**Source data:**
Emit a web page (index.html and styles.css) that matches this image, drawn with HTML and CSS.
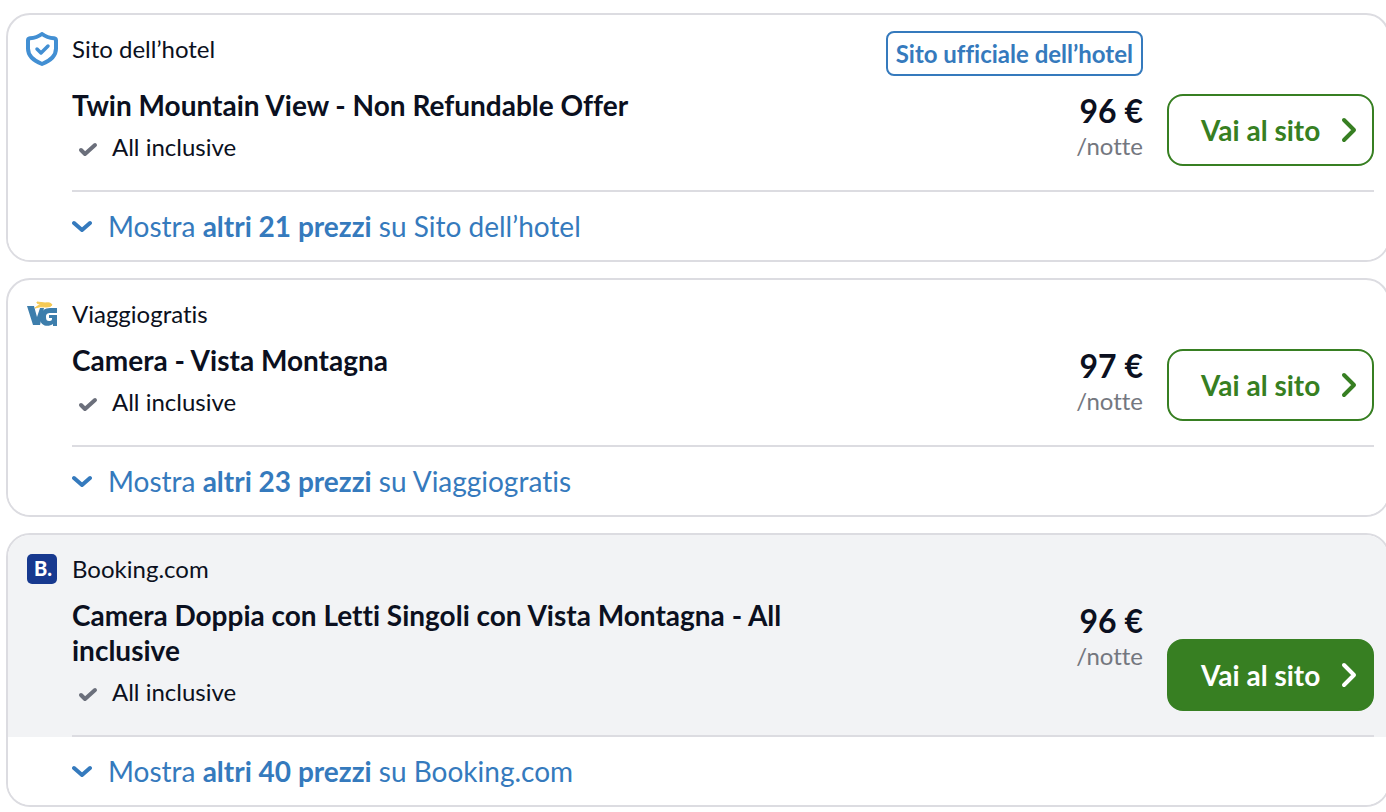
FILE: index.html
```html
<!DOCTYPE html>
<html lang="it">

<head>
    <meta charset="UTF-8">
    <meta name="viewport" content="width=device-width, initial-scale=1.0">
    <title>Offerte</title>
    <link rel="stylesheet" href="styles.css">
</head>

<body>
    <!-- shared icons -->
    <svg class="sprite" aria-hidden="true">
        <symbol id="check" viewBox="0 0 20 16">
            <path d="M3 9l4 4 10-9" fill="none" stroke="currentColor" stroke-width="4" stroke-linecap="round" stroke-linejoin="round" />
        </symbol>
        <symbol id="down" viewBox="0 0 20 14">
            <path d="M2 4l8 7 8-7" fill="none" stroke="currentColor" stroke-width="4" stroke-linecap="round" stroke-linejoin="round" />
        </symbol>
        <symbol id="right" viewBox="0 0 16 26">
            <path d="M3 3l10 10L3 23" fill="none" stroke="currentColor" stroke-width="4" stroke-linecap="round" stroke-linejoin="round" />
        </symbol>
    </svg>

    <main class="deals">
        <article class="deal">
            <div class="deal-main">
                <svg class="logo" viewBox="0 0 32 34" aria-hidden="true">
                    <path d="M16 2c4 3 8 4 12 4.200q2 .2 2 2.300v8c0 7-5 12-14 15.500C7 28.500 2 23.500 2 16.500v-8Q2 6.400 4 6.200C8 6 12 5 16 2z" fill="none" stroke="#428fd3" stroke-width="4" stroke-linejoin="round" />
                    <path d="M11 17l4 4 7-7" fill="none" stroke="#428fd3" stroke-width="3.500" stroke-linecap="round" stroke-linejoin="round" />
                </svg>
                <div class="content">
                    <div class="top">
                        <span class="site">Sito dell’hotel</span>
                        <span class="badge">Sito ufficiale dell’hotel</span>
                    </div>
                    <div class="row">
                        <div class="info">
                            <h2 class="title">Twin Mountain View - Non Refundable Offer</h2>
                            <p class="perk"><svg class="check"><use href="#check" /></svg>All inclusive</p>
                        </div>
                        <div class="price"><strong>96 €</strong><span>/notte</span></div>
                        <button class="btn">Vai al sito<svg class="arrow"><use href="#right" /></svg></button>
                    </div>
                </div>
            </div>
            <button class="more"><svg class="down"><use href="#down" /></svg><span>Mostra <b>altri 21 prezzi</b> su Sito dell’hotel</span></button>
        </article>

        <article class="deal">
            <div class="deal-main">
                <svg class="logo" viewBox="0 0 32 34" aria-hidden="true">
                    <path d="M1 9h7l3 11 3-9h4l-4 17H7z" fill="#3d7eac" />
                    <path d="M31 11v5h-6c-4 0-5 1-5 4s1 4 3 4c3 0 3-1 3-3h-3v-3h8v11h-4v-2c-4 3-13 3-13-6 0-7 5-10 10-10z" fill="#3d7eac" />
                    <path d="M9 11q3-3 6-3l-4-2V5l8 1q6-1 7 2-1 2-6 2-6-1-11 1z" fill="#f6ca55" stroke="#f6ca55" />
                </svg>
                <div class="content">
                    <div class="top">
                        <span class="site">Viaggiogratis</span>
                    </div>
                    <div class="row">
                        <div class="info">
                            <h2 class="title">Camera - Vista Montagna</h2>
                            <p class="perk"><svg class="check"><use href="#check" /></svg>All inclusive</p>
                        </div>
                        <div class="price"><strong>97 €</strong><span>/notte</span></div>
                        <button class="btn">Vai al sito<svg class="arrow"><use href="#right" /></svg></button>
                    </div>
                </div>
            </div>
            <button class="more"><svg class="down"><use href="#down" /></svg><span>Mostra <b>altri 23 prezzi</b> su Viaggiogratis</span></button>
        </article>

        <article class="deal">
            <div class="deal-main highlight">
                <svg class="logo" viewBox="0 0 32 34" aria-hidden="true">
                    <rect x="1" y="2" width="30" height="30" rx="5" fill="#17398f" />
                    <text x="8" y="24" class="logo-text">B.</text>
                </svg>
                <div class="content">
                    <div class="top">
                        <span class="site">Booking.com</span>
                    </div>
                    <div class="row">
                        <div class="info">
                            <h2 class="title">Camera Doppia con Letti Singoli con Vista Montagna - All inclusive</h2>
                            <p class="perk"><svg class="check"><use href="#check" /></svg>All inclusive</p>
                        </div>
                        <div class="price"><strong>96 €</strong><span>/notte</span></div>
                        <button class="btn btn-full">Vai al sito<svg class="arrow"><use href="#right" /></svg></button>
                    </div>
                </div>
            </div>
            <button class="more"><svg class="down"><use href="#down" /></svg><span>Mostra <b>altri 40 prezzi</b> su Booking.com</span></button>
        </article>
    </main>
</body>

</html>
```
FILE: styles.css
```css
* {
    box-sizing: border-box;
}

body {
    margin: 0;
    background-color: white;
    color: #0b1020;
    font-family: Lato, "Open Sans", sans-serif;
    font-size: 24px;
    line-height: 35px;
    font-variant-ligatures: none;
    overflow-x: hidden;
}

button {
    font: inherit;
    cursor: pointer;
}

.sprite {
    display: none;
}

.deals {
    display: flex;
    flex-direction: column;
    gap: 16px;
    padding: 13px 0 4px 6px;
    margin-right: -4px;
}

.deal {
    border: 2px solid #dcdce1;
    border-radius: 24px;
    overflow: hidden;
}

.deal-main {
    display: flex;
    padding: 16px 14px 0 18px;
}

.highlight {
    background-color: #f2f3f5;
}

.logo {
    flex: none;
    width: 32px;
    height: 34px;
    margin: 1px 14px 0 0;
}

.logo-text {
    fill: white;
    font-size: 20px;
    font-weight: 900;
}

.content {
    flex: 1;
    border-bottom: 2px solid #dcdce1;
    padding-bottom: 24px;
}

.top {
    display: flex;
    align-items: flex-start;
    justify-content: space-between;
    margin-bottom: 12px;
    padding-right: 231px;
}

.badge {
    border: 2px solid #357abd;
    border-radius: 8px;
    padding: 0 8px;
    color: #357abd;
    font-weight: bold;
    line-height: 41px;
}

.row {
    display: flex;
}

.info {
    width: 60%;
    padding-bottom: 2px;
}

.title {
    margin: 0 0 6px;
    font-size: 28px;
    line-height: 35px;
}

.perk {
    display: flex;
    align-items: center;
    margin: 0;
}

.check {
    width: 20px;
    height: 16px;
    margin: 4px 14px 0 6px;
    color: #6b6f7b;
}

.price {
    display: flex;
    flex-direction: column;
    margin: 5px 24px 0 auto;
    text-align: right;
}

.price strong {
    font-size: 32px;
}

.price span {
    color: #74777f;
}

.btn {
    display: flex;
    align-items: center;
    justify-content: space-between;
    align-self: flex-end;
    width: 207px;
    height: 72px;
    padding: 0 15px 0 32px;
    border: 2px solid #377f22;
    border-radius: 16px;
    background-color: white;
    color: #377f22;
    font-size: 28px;
    font-weight: bold;
}

.btn-full {
    background-color: #377f22;
    color: white;
}

.arrow {
    width: 16px;
    height: 26px;
}

.more {
    display: flex;
    align-items: center;
    width: 100%;
    height: 68px;
    padding: 0 14px 0 64px;
    border: none;
    background-color: white;
    color: #357abd;
    font-size: 28px;
    text-align: left;
}

.down {
    width: 20px;
    height: 14px;
    margin-right: 16px;
}
```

**Problem to work on:** Transcribe the full listing above exactly, with the images removed.

**Solution to the problem:**
Emit a web page (index.html and styles.css) that matches this image, drawn with HTML and CSS.
FILE: index.html
```html
<!DOCTYPE html>
<html lang="it">

<head>
    <meta charset="UTF-8">
    <meta name="viewport" content="width=device-width, initial-scale=1.0">
    <title>Offerte</title>
    <link rel="stylesheet" href="styles.css">
</head>

<body>
    <!-- shared icons -->
    <svg class="sprite" aria-hidden="true">
        <symbol id="check" viewBox="0 0 20 16">
            <path d="M3 9l4 4 10-9" fill="none" stroke="currentColor" stroke-width="4" stroke-linecap="round" stroke-linejoin="round" />
        </symbol>
        <symbol id="down" viewBox="0 0 20 14">
            <path d="M2 4l8 7 8-7" fill="none" stroke="currentColor" stroke-width="4" stroke-linecap="round" stroke-linejoin="round" />
        </symbol>
        <symbol id="right" viewBox="0 0 16 26">
            <path d="M3 3l10 10L3 23" fill="none" stroke="currentColor" stroke-width="4" stroke-linecap="round" stroke-linejoin="round" />
        </symbol>
    </svg>

    <main class="deals">
        <article class="deal">
            <div class="deal-main">
                <svg class="logo" viewBox="0 0 32 34" aria-hidden="true">
                    <path d="M16 2c4 3 8 4 12 4.200q2 .2 2 2.300v8c0 7-5 12-14 15.500C7 28.500 2 23.500 2 16.500v-8Q2 6.400 4 6.200C8 6 12 5 16 2z" fill="none" stroke="#428fd3" stroke-width="4" stroke-linejoin="round" />
                    <path d="M11 17l4 4 7-7" fill="none" stroke="#428fd3" stroke-width="3.500" stroke-linecap="round" stroke-linejoin="round" />
                </svg>
                <div class="content">
                    <div class="top">
                        <span class="site">Sito dell’hotel</span>
                        <span class="badge">Sito ufficiale dell’hotel</span>
                    </div>
                    <div class="row">
                        <div class="info">
                            <h2 class="title">Twin Mountain View - Non Refundable Offer</h2>
                            <p class="perk"><svg class="check"><use href="#check" /></svg>All inclusive</p>
                        </div>
                        <div class="price"><strong>96 €</strong><span>/notte</span></div>
                        <button class="btn">Vai al sito<svg class="arrow"><use href="#right" /></svg></button>
                    </div>
                </div>
            </div>
            <button class="more"><svg class="down"><use href="#down" /></svg><span>Mostra <b>altri 21 prezzi</b> su Sito dell’hotel</span></button>
        </article>

        <article class="deal">
            <div class="deal-main">
                <svg class="logo" viewBox="0 0 32 34" aria-hidden="true">
                    <path d="M1 9h7l3 11 3-9h4l-4 17H7z" fill="#3d7eac" />
                    <path d="M31 11v5h-6c-4 0-5 1-5 4s1 4 3 4c3 0 3-1 3-3h-3v-3h8v11h-4v-2c-4 3-13 3-13-6 0-7 5-10 10-10z" fill="#3d7eac" />
                    <path d="M9 11q3-3 6-3l-4-2V5l8 1q6-1 7 2-1 2-6 2-6-1-11 1z" fill="#f6ca55" stroke="#f6ca55" />
                </svg>
                <div class="content">
                    <div class="top">
                        <span class="site">Viaggiogratis</span>
                    </div>
                    <div class="row">
                        <div class="info">
                            <h2 class="title">Camera - Vista Montagna</h2>
                            <p class="perk"><svg class="check"><use href="#check" /></svg>All inclusive</p>
                        </div>
                        <div class="price"><strong>97 €</strong><span>/notte</span></div>
                        <button class="btn">Vai al sito<svg class="arrow"><use href="#right" /></svg></button>
                    </div>
                </div>
            </div>
            <button class="more"><svg class="down"><use href="#down" /></svg><span>Mostra <b>altri 23 prezzi</b> su Viaggiogratis</span></button>
        </article>

        <article class="deal">
            <div class="deal-main highlight">
                <svg class="logo" viewBox="0 0 32 34" aria-hidden="true">
                    <rect x="1" y="2" width="30" height="30" rx="5" fill="#17398f" />
                    <text x="8" y="24" class="logo-text">B.</text>
                </svg>
                <div class="content">
                    <div class="top">
                        <span class="site">Booking.com</span>
                    </div>
                    <div class="row">
                        <div class="info">
                            <h2 class="title">Camera Doppia con Letti Singoli con Vista Montagna - All inclusive</h2>
                            <p class="perk"><svg class="check"><use href="#check" /></svg>All inclusive</p>
                        </div>
                        <div class="price"><strong>96 €</strong><span>/notte</span></div>
                        <button class="btn btn-full">Vai al sito<svg class="arrow"><use href="#right" /></svg></button>
                    </div>
                </div>
            </div>
            <button class="more"><svg class="down"><use href="#down" /></svg><span>Mostra <b>altri 40 prezzi</b> su Booking.com</span></button>
        </article>
    </main>
</body>

</html>
```
FILE: styles.css
```css
* {
    box-sizing: border-box;
}

body {
    margin: 0;
    background-color: white;
    color: #0b1020;
    font-family: Lato, "Open Sans", sans-serif;
    font-size: 24px;
    line-height: 35px;
    font-variant-ligatures: none;
    overflow-x: hidden;
}

button {
    font: inherit;
    cursor: pointer;
}

.sprite {
    display: none;
}

.deals {
    display: flex;
    flex-direction: column;
    gap: 16px;
    padding: 13px 0 4px 6px;
    margin-right: -4px;
}

.deal {
    border: 2px solid #dcdce1;
    border-radius: 24px;
    overflow: hidden;
}

.deal-main {
    display: flex;
    padding: 16px 14px 0 18px;
}

.highlight {
    background-color: #f2f3f5;
}

.logo {
    flex: none;
    width: 32px;
    height: 34px;
    margin: 1px 14px 0 0;
}

.logo-text {
    fill: white;
    font-size: 20px;
    font-weight: 900;
}

.content {
    flex: 1;
    border-bottom: 2px solid #dcdce1;
    padding-bottom: 24px;
}

.top {
    display: flex;
    align-items: flex-start;
    justify-content: space-between;
    margin-bottom: 12px;
    padding-right: 231px;
}

.badge {
    border: 2px solid #357abd;
    border-radius: 8px;
    padding: 0 8px;
    color: #357abd;
    font-weight: bold;
    line-height: 41px;
}

.row {
    display: flex;
}

.info {
    width: 60%;
    padding-bottom: 2px;
}

.title {
    margin: 0 0 6px;
    font-size: 28px;
    line-height: 35px;
}

.perk {
    display: flex;
    align-items: center;
    margin: 0;
}

.check {
    width: 20px;
    height: 16px;
    margin: 4px 14px 0 6px;
    color: #6b6f7b;
}

.price {
    display: flex;
    flex-direction: column;
    margin: 5px 24px 0 auto;
    text-align: right;
}

.price strong {
    font-size: 32px;
}

.price span {
    color: #74777f;
}

.btn {
    display: flex;
    align-items: center;
    justify-content: space-between;
    align-self: flex-end;
    width: 207px;
    height: 72px;
    padding: 0 15px 0 32px;
    border: 2px solid #377f22;
    border-radius: 16px;
    background-color: white;
    color: #377f22;
    font-size: 28px;
    font-weight: bold;
}

.btn-full {
    background-color: #377f22;
    color: white;
}

.arrow {
    width: 16px;
    height: 26px;
}

.more {
    display: flex;
    align-items: center;
    width: 100%;
    height: 68px;
    padding: 0 14px 0 64px;
    border: none;
    background-color: white;
    color: #357abd;
    font-size: 28px;
    text-align: left;
}

.down {
    width: 20px;
    height: 14px;
    margin-right: 16px;
}
```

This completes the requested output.